▸ SET PROBLEM: Can you set down, exactly as they appear below, the lines from the opening of the material through the one bearing "import React from", minus the pictures?

▸ DATA SHOWN:
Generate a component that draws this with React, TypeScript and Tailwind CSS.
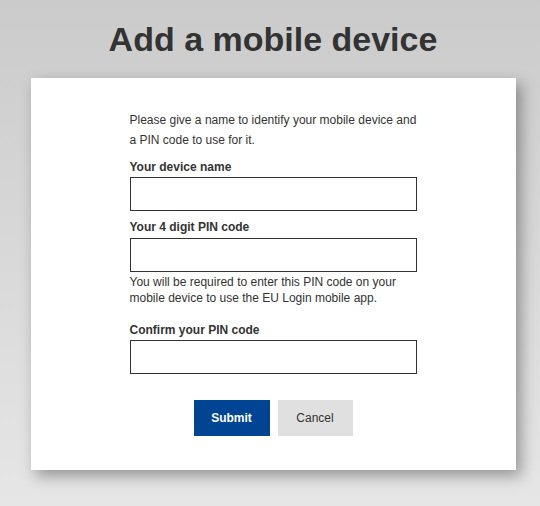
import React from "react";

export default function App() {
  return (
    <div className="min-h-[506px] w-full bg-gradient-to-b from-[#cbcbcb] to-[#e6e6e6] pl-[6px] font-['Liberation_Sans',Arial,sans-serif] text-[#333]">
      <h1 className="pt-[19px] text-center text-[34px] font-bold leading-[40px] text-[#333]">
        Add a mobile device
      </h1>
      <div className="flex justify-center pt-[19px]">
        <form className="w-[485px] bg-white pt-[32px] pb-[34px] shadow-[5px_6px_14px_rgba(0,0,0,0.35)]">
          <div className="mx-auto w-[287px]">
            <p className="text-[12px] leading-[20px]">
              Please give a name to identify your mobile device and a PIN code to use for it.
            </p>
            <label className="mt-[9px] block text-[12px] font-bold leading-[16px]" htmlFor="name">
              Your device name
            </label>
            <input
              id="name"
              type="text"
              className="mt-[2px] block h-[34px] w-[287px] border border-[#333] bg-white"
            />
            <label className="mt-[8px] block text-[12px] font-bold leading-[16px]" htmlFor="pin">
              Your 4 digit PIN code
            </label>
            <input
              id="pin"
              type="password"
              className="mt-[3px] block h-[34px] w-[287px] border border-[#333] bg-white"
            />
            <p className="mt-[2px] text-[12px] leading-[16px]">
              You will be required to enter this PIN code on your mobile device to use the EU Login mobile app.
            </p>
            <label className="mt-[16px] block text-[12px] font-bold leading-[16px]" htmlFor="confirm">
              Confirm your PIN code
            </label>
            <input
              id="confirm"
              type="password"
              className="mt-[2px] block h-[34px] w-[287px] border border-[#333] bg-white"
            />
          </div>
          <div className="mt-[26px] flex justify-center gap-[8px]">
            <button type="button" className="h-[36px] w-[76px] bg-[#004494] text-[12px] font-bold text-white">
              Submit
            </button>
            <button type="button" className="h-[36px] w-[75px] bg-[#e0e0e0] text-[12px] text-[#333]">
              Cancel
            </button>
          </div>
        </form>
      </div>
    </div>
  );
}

▸ RESULT OF THIS TASK:
Generate a component that draws this with React, TypeScript and Tailwind CSS.
import React from "react";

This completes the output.